A closer look at how electricity gets to customers in central Ohio and an infrastructure expert from Ohio State University details the challenges the grid faces.

COLUMBUS, Ohio — There are three energy grids in the country. There's one in the eastern part of the country and another in the western half of the US. The majority of Texas has its own smaller grid.

Here in central Ohio, we depend on AEP Ohio. AEP is served by the PJM grid which is part of the eastern region of the U.S. grid. PJM coordinates the movement of electricity across 13 states including Ohio.

Electricity comes from a generator, which can be powered in a few different ways: burning fossil fuels, collecting wind, solar, or water energy, or from nuclear reactions.

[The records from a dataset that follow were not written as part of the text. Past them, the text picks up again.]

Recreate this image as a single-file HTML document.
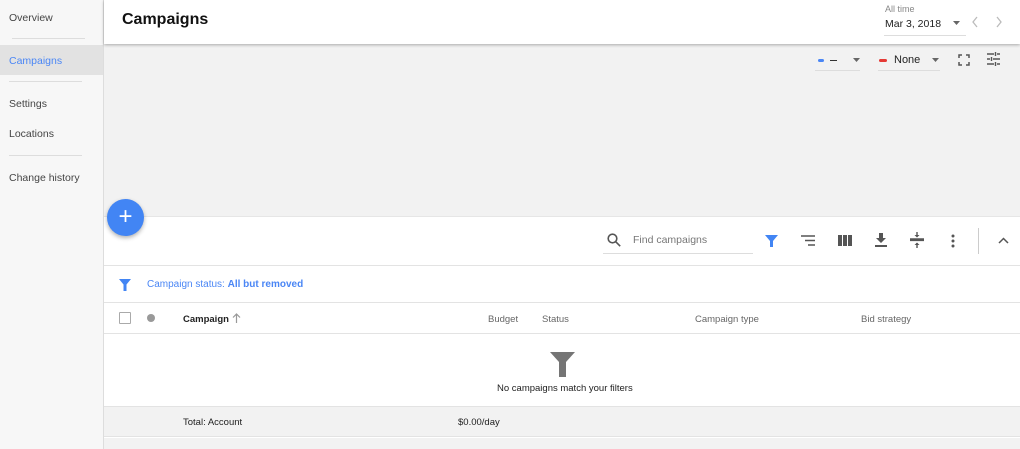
<!DOCTYPE html><html><head><style>
*{margin:0;padding:0;box-sizing:border-box}
body{width:1020px;height:449px;overflow:hidden;font-family:"Liberation Sans",sans-serif;background:#f2f2f2;position:relative;font-size:11px;color:#333}
.a{position:absolute}
.side{left:0;top:0;width:104px;height:449px;background:#f7f7f7;border-right:1px solid #ddd}
.side div{position:absolute;left:9px;font-size:10.5px;color:#444}
.hr{position:absolute;left:12px;width:73px;height:1px;background:#ddd}
.hdr{left:104px;top:0;width:916px;height:44px;background:#fff;box-shadow:0 1px 3px rgba(0,0,0,.3)}
.g{color:#666;font-size:10px}
svg{position:absolute}
</style></head><body>
<div class="a side">
<div style="top:12px">Overview</div>
<div class="hr" style="top:38px;left:12px"></div>
<div style="top:45px;left:0;width:103px;height:30px;background:#e2e2e2"></div>
<div style="top:55px;color:#4a86f5">Campaigns</div>
<div class="hr" style="top:81px"></div>
<div style="top:98px">Settings</div>
<div style="top:128px">Locations</div>
<div class="hr" style="top:155px"></div>
<div style="top:172px">Change history</div>
</div>
<div class="a hdr"></div>
<div class="a" style="left:122px;top:11px;font-size:16px;font-weight:bold;color:#111">Campaigns</div>
<div class="a" style="left:885px;top:4px;font-size:9px;color:#888">All time</div>
<div class="a" style="left:885px;top:18px;font-size:10.5px;color:#222">Mar 3, 2018</div>
<div class="a" style="left:884px;top:35px;width:82px;height:1px;background:#ddd"></div>
<svg style="left:952px;top:20px" width="10" height="6"><path d="M1 1h7l-3.5 4z" fill="#666"/></svg>
<svg style="left:970px;top:16px" width="10" height="12"><path d="M7 1L3 6l4 5" stroke="#bbb" fill="none" stroke-width="1.3"/></svg>
<svg style="left:994px;top:16px" width="10" height="12"><path d="M3 1l4 5-4 5" stroke="#bbb" fill="none" stroke-width="1.3"/></svg>
<div class="a" style="left:818px;top:59px;width:6px;height:3px;background:#4a86f5;border-radius:2px"></div>
<div class="a" style="left:830px;top:60px;width:7px;height:1px;background:#333"></div>
<svg style="left:852px;top:58px" width="10" height="6"><path d="M1 0h7l-3.5 4z" fill="#666"/></svg>
<div class="a" style="left:815px;top:70px;width:45px;height:1px;background:#ddd"></div>
<div class="a" style="left:879px;top:59px;width:8px;height:3px;background:#e53935;border-radius:2px"></div>
<div class="a" style="left:894px;top:54px;font-size:11px;color:#222">None</div>
<svg style="left:931px;top:58px" width="10" height="6"><path d="M1 0h7l-3.5 4z" fill="#666"/></svg>
<div class="a" style="left:878px;top:70px;width:62px;height:1px;background:#ddd"></div>
<svg style="left:958px;top:54px" width="12" height="12" fill="none" stroke="#555" stroke-width="1.5"><path d="M1 4V1h3M8 1h3v3M11 8v3H8M4 11H1V8"/></svg>
<svg style="left:986px;top:52px" width="15" height="14" stroke="#555" stroke-width="1.4"><path d="M1 2h7M11 2h3M1 7h3M7 7h7M1 12h7M11 12h3M9.5 0v4M5.5 5v4M9.5 10v4"/></svg>
<div class="a" style="left:104px;top:216px;width:916px;height:233px;background:#fff;border-top:1px solid #e6e6e6"></div>
<div class="a" style="left:107px;top:199px;width:37px;height:37px;border-radius:50%;background:#4285f4;box-shadow:0 2px 4px rgba(0,0,0,.3);color:#fff;font-size:24px;line-height:35px;text-align:center">+</div>
<svg style="left:607px;top:233px" width="14" height="14" fill="none" stroke="#555" stroke-width="1.6"><circle cx="5.5" cy="5.5" r="4.3"/><path d="M8.7 8.7l4.5 4.5"/></svg>
<div class="a" style="left:633px;top:234px;font-size:10.5px;color:#777">Find campaigns</div>
<div class="a" style="left:603px;top:253px;width:150px;height:1px;background:#ddd"></div>
<svg style="left:765px;top:234px" width="13" height="13"><path d="M0 1h13l-5 6v6H5V7z" fill="#4285f4"/></svg>
<svg style="left:801px;top:235px" width="14" height="11" stroke="#555" stroke-width="1.4"><path d="M0 1h14M4 5.5h10M7 10h7"/></svg>
<svg style="left:838px;top:235px" width="14" height="11" fill="#555"><rect x="0" y="0" width="4" height="11"/><rect x="5" y="0" width="4" height="11"/><rect x="10" y="0" width="4" height="11"/></svg>
<svg style="left:875px;top:233px" width="12" height="14" fill="#555"><path d="M4 0h4v5h3L6 10 1 5h3zM0 12h12v2H0z"/></svg>
<svg style="left:910px;top:232px" width="14" height="16" fill="#555"><path d="M0 7h14v1.4H0zM7 0v4.5M7 11v5" stroke="#555" stroke-width="1.4"/><path d="M4.5 3L7 5.5 9.5 3zM4.5 13L7 10.5 9.5 13z"/></svg>
<svg style="left:951px;top:234px" width="4" height="14" fill="#555"><circle cx="2" cy="2" r="1.5"/><circle cx="2" cy="7" r="1.5"/><circle cx="2" cy="12" r="1.5"/></svg>
<div class="a" style="left:978px;top:228px;width:1px;height:26px;background:#ccc"></div>
<svg style="left:998px;top:237px" width="11" height="8" fill="none" stroke="#555" stroke-width="1.5"><path d="M1 6l4.5-4.5L10 6"/></svg>
<div class="a" style="left:104px;top:265px;width:916px;height:1px;background:#e3e3e3"></div>
<svg style="left:119px;top:279px" width="12" height="12"><path d="M0 0h12L7.5 5.5V12h-3V5.5z" fill="#4285f4"/></svg>
<div class="a" style="left:147px;top:279px;font-size:10px;color:#4a86f5">Campaign status: <b>All but removed</b></div>
<div class="a" style="left:104px;top:302px;width:916px;height:1px;background:#e3e3e3"></div>
<div class="a" style="left:119px;top:312px;width:12px;height:12px;border:1.5px solid #aaa;border-radius:1px"></div>
<div class="a" style="left:147px;top:314px;width:8px;height:8px;border-radius:50%;background:#999"></div>
<div class="a" style="left:183px;top:314px;font-size:9.5px;font-weight:bold;color:#222">Campaign</div>
<svg style="left:232px;top:313px" width="9" height="10" stroke="#999" fill="none" stroke-width="1.2"><path d="M4.5 10V1M1 4.5l3.5-3.5L8 4.5"/></svg>
<div class="a g" style="left:488px;top:314px;font-size:9.5px">Budget</div>
<div class="a g" style="left:542px;top:314px;font-size:9.5px">Status</div>
<div class="a g" style="left:695px;top:314px;font-size:9.5px">Campaign type</div>
<div class="a g" style="left:861px;top:314px;font-size:9.5px">Bid strategy</div>
<div class="a" style="left:104px;top:333px;width:916px;height:1px;background:#e3e3e3"></div>
<svg style="left:550px;top:352px" width="26" height="26"><path d="M0 0h25L16 10v15H9V10z" fill="#757575"/></svg>
<div class="a" style="left:497px;top:383px;font-size:9.5px;color:#222">No campaigns match your filters</div>
<div class="a" style="left:104px;top:406px;width:916px;height:31px;background:#f2f2f2;border-top:1px solid #e3e3e3;border-bottom:1px solid #e3e3e3"></div>
<div class="a" style="left:183px;top:417px;font-size:9.5px;color:#222">Total: Account</div>
<div class="a" style="left:458px;top:417px;font-size:9.5px;color:#222">$0.00/day</div>
<div class="a" style="left:104px;top:438px;width:916px;height:11px;background:#f2f2f2"></div>
</body></html>
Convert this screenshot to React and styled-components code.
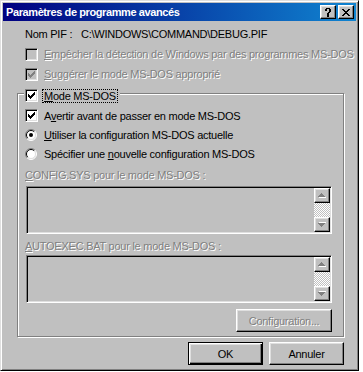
import React from 'react';
import styled, { createGlobalStyle } from 'styled-components';

const GlobalStyle = createGlobalStyle`
  html, body { margin: 0; padding: 0; background: #fff; }
  body {
    font-family: "Liberation Sans", Arial, sans-serif;
    font-size: 11px;
    letter-spacing: -0.25px;
    color: #000;
  }
`;

const Window = styled.div`
  box-sizing: border-box;
  width: 359px;
  height: 371px;
  background: #c0c0c0;
  border: 1px solid;
  border-color: #dfdfdf #000 #000 #dfdfdf;
  box-shadow: inset 1px 1px #fff, inset -1px -1px #808080;
  padding: 2px;
  display: flex;
  flex-direction: column;
`;

const TitleBar = styled.div`
  height: 18px;
  display: flex;
  align-items: center;
  padding: 0 2px 0 3px;
  background: linear-gradient(90deg, #000080, #1084d0);
`;

const Title = styled.span`
  color: #fff;
  font-weight: bold;
  font-size: 11px;
  letter-spacing: -0.4px;
`;

const TitleButtons = styled.div`
  margin-left: auto;
  display: flex;
  gap: 2px;
`;

const Raised = `
  box-sizing: border-box;
  background: #c0c0c0;
  border: 1px solid;
  border-color: #fff #000 #000 #fff;
  box-shadow: inset -1px -1px #808080, inset 1px 1px #dfdfdf;
`;

const CaptionButton = styled.div`
  ${Raised}
  width: 16px;
  height: 14px;
  display: flex;
  align-items: center;
  justify-content: center;
`;

const Content = styled.div`
  display: flex;
  flex-direction: column;
  padding: 0 12px 0 14px;
`;

const InfoRow = styled.div`
  height: 14px;
  margin-top: 6px;
  padding-left: 8px;
  display: flex;
  align-items: center;
`;

const InfoLabel = styled.span`
  width: 56px;
`;

const Row = styled.div`
  height: ${p => p.$h}px;
  margin-top: ${p => p.$mt || 0}px;
  padding-left: ${p => p.$pl || 0}px;
  display: flex;
  align-items: center;
`;

const Text = styled.span`
  margin-left: ${p => p.$ml || 0}px;
  white-space: nowrap;
  color: ${p => (p.$disabled ? '#808080' : '#000')};
  text-shadow: ${p => (p.$disabled ? '1px 1px 0 #fff' : 'none')};
`;

const Key = styled.span`
  text-decoration: underline;
  text-underline-offset: 1px;
`;

const Box = styled.div`
  box-sizing: border-box;
  width: 13px;
  height: 13px;
  flex: none;
  border: 1px solid;
  border-color: #808080 #fff #fff #808080;
  box-shadow: inset 1px 1px #000, inset -1px -1px #dfdfdf;
  background: ${p => (p.$disabled ? '#c0c0c0' : '#fff')};
  display: flex;
  align-items: center;
  justify-content: center;
`;

const Group = styled.div`
  margin-top: 9px;
  border: 1px solid #808080;
  box-shadow: inset 1px 1px #fff, 1px 1px #fff;
  padding: 0 11px 4px 7px;
  display: flex;
  flex-direction: column;
`;

const Legend = styled.div`
  align-self: flex-start;
  margin: -5px 0 0 -1px;
  padding: 0 2px 0 1px;
  height: 13px;
  background: #c0c0c0;
  display: flex;
  align-items: center;
`;

const Focus = styled.span`
  margin-left: 4px;
  padding: 0 1px;
  line-height: 12px;
  border: 1px dotted #000;
`;

const FieldLabel = styled.div`
  height: 14px;
  margin-top: ${p => p.$mt}px;
  display: flex;
  align-items: center;
  color: #808080;
  text-shadow: 1px 1px 0 #fff;
  white-space: nowrap;
`;

const Field = styled.div`
  box-sizing: border-box;
  height: 48px;
  margin: ${p => p.$mt}px 0 0 1px;
  border: 1px solid;
  border-color: #808080 #fff #fff #808080;
  box-shadow: inset 1px 1px #000, inset -1px -1px #dfdfdf;
  background: #c0c0c0;
  padding: 1px;
  display: flex;
  justify-content: flex-end;
`;

const ScrollBar = styled.div`
  width: 16px;
  display: flex;
  flex-direction: column;
`;

const ScrollButton = styled.div`
  ${Raised}
  height: 15px;
  display: flex;
  align-items: center;
  justify-content: center;
`;

const Track = styled.div`
  flex: 1;
  background: repeating-conic-gradient(#c0c0c0 0 25%, #fff 0 50%) 0 0 / 2px 2px;
`;

const PushButton = styled.div`
  ${Raised}
  width: ${p => p.$w}px;
  height: 23px;
  display: flex;
  align-items: center;
  justify-content: center;
  white-space: nowrap;
  ${p =>
    p.$default &&
    `
    border-color: #000;
    box-shadow: inset 1px 1px #fff, inset -1px -1px #000, inset -2px -2px #808080, inset 2px 2px #dfdfdf;
  `}
`;

const ConfigRow = styled.div`
  margin-top: 6px;
  display: flex;
  justify-content: flex-end;
`;

const ButtonRow = styled.div`
  margin-top: 5px;
  display: flex;
  justify-content: flex-end;
  gap: 6px;
`;

const Check = ({ color = '#000' }) => (
  <svg width="7" height="7" viewBox="0 0 7 7" shapeRendering="crispEdges">
    <path
      fill={color}
      d="M6 0h1v3h-1v1h-1v1h-1v1h-1v1h-1v-1h-1v-1h-1v-3h1v1h1v1h1v-1h1v-1h1z"
    />
  </svg>
);

const CheckBox = ({ checked, disabled }) => (
  <Box $disabled={disabled}>{checked && <Check color={disabled ? '#808080' : '#000'} />}</Box>
);

const Radio = ({ checked }) => (
  <svg width="12" height="12" viewBox="0 0 12 12" style={{ flex: 'none' }}>
    <circle cx="6" cy="6" r="5" fill="#fff" />
    <path d="M2.1 9.9A5.5 5.5 0 0 1 9.9 2.1" stroke="#808080" fill="none" />
    <path d="M9.9 2.1A5.5 5.5 0 0 1 2.1 9.9" stroke="#fff" fill="none" />
    <path d="M2.8 9.2A4.5 4.5 0 0 1 9.2 2.8" stroke="#000" fill="none" />
    <path d="M9.2 2.8A4.5 4.5 0 0 1 2.8 9.2" stroke="#dfdfdf" fill="none" />
    {checked && <circle cx="6" cy="6" r="2" fill="#000" />}
  </svg>
);

const Arrow = ({ down }) => (
  <svg width="8" height="5" viewBox="0 0 8 5" shapeRendering="crispEdges">
    <g transform={down ? 'translate(0 5) scale(1 -1)' : undefined}>
      <path fill="#fff" d="M4 1h1v1h1v1h1v1h1v1h-7v-1h1v-1h1v-1h1z" />
      <path fill="#808080" d="M3 0h1v1h1v1h1v1h1v1h-7v-1h1v-1h1v-1h1z" />
    </g>
  </svg>
);

const ScrollField = ({ mt }) => (
  <Field $mt={mt}>
    <ScrollBar>
      <ScrollButton>
        <Arrow />
      </ScrollButton>
      <Track />
      <ScrollButton>
        <Arrow down />
      </ScrollButton>
    </ScrollBar>
  </Field>
);

export default function App() {
  return (
    <>
      <GlobalStyle />
      <Window>
        <TitleBar>
          <Title>Paramètres de programme avancés</Title>
          <TitleButtons>
            <CaptionButton>
              <svg width="6" height="9" viewBox="0 0 6 9" shapeRendering="crispEdges">
                <path fill="#000" d="M1 0h4v1h1v3h-1v1h-1v2h-2v-2h1v-1h1v-3h-2v2h-2v-2h1z M2 7h2v2h-2z" />
              </svg>
            </CaptionButton>
            <CaptionButton>
              <svg width="8" height="7" viewBox="0 0 8 7" shapeRendering="crispEdges">
                <path
                  fill="#000"
                  d="M0 0h2v1h1v1h2v-1h1v-1h2v1h-1v1h-1v1h-1v1h1v1h1v1h1v1h-2v-1h-1v-1h-2v1h-1v1h-2v-1h1v-1h1v-1h1v-1h-1v-1h-1v-1h-1z"
                />
              </svg>
            </CaptionButton>
          </TitleButtons>
        </TitleBar>

        <Content>
          <InfoRow>
            <InfoLabel>Nom PIF :</InfoLabel>
            <span>C:\WINDOWS\COMMAND\DEBUG.PIF</span>
          </InfoRow>

          <Row $h={20} $mt={3} $pl={8}>
            <CheckBox disabled />
            <Text $ml={6} $disabled>
              <Key>E</Key>mpêcher la détection de Windows par des programmes MS-DOS
            </Text>
          </Row>
          <Row $h={20} $pl={8}>
            <CheckBox checked disabled />
            <Text $ml={6} $disabled>
              <Key>S</Key>uggérer le mode MS-DOS approprié
            </Text>
          </Row>

          <Group>
            <Legend>
              <CheckBox checked />
              <Focus>
                <Key>M</Key>ode MS-DOS
              </Focus>
            </Legend>

            <Row $h={19} $mt={4}>
              <CheckBox checked />
              <Text $ml={6}>
                A<Key>v</Key>ertir avant de passer en mode MS-DOS
              </Text>
            </Row>
            <Row $h={19}>
              <Radio checked />
              <Text $ml={7}>
                <Key>U</Key>tiliser la configuration MS-DOS actuelle
              </Text>
            </Row>
            <Row $h={19}>
              <Radio />
              <Text $ml={7}>
                Spécifier une <Key>n</Key>ouvelle configuration MS-DOS
              </Text>
            </Row>

            <FieldLabel $mt={5}>
              <span>
                <Key>C</Key>ONFIG.SYS pour le mode MS-DOS :
              </span>
            </FieldLabel>
            <ScrollField mt={4} />

            <FieldLabel $mt={5}>
              <span>
                <Key>A</Key>UTOEXEC.BAT pour le mode MS-DOS :
              </span>
            </FieldLabel>
            <ScrollField mt={2} />

            <ConfigRow>
              <PushButton $w={96}>
                <Text $disabled>
                  Confi<Key>g</Key>uration...
                </Text>
              </PushButton>
            </ConfigRow>
          </Group>

          <ButtonRow>
            <PushButton $w={75} $default>
              OK
            </PushButton>
            <PushButton $w={75}>Annuler</PushButton>
          </ButtonRow>
        </Content>
      </Window>
    </>
  );
}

So how does it get to you?

First, it travels to transmission substations. Transformers then convert it to extremely high voltages for two reasons: it helps the electricity travel long distances and reduces the fraction of energy lost in transit.

Then, it travels through the wires overhead and underground to you.

On those power poles you see, there are what's called step-down transformers. Those convert power to lower voltages before it's distributed to your home.

"There is a concern about the rest of the summer and also the future,” said Abdollah Shafieezadeh, director of Ohio State's College of Engineering's Risk Assessment and Management of Structural and Infrastructure Systems lab.

He and his team assess critical infrastructure systems. He fears this type of situation could become common.

"Climate change is impacting the nature of hazards, either in terms of frequency or intensity of the events, some of the events that are currently unlikely, or are going to become more likely,” he said.

He says possible solutions include "hardening the system" which means upgrading grid equipment and creating "micro-grids." And, we as consumers can pay closer attention to how much energy we are using, and when.

He adds this is something that research and development alone can't fix. He says it will require the integration of resources from across different sectors, policymakers, and utilities to determine a cost-effective and long-term solution to making sure our infrastructure can keep up.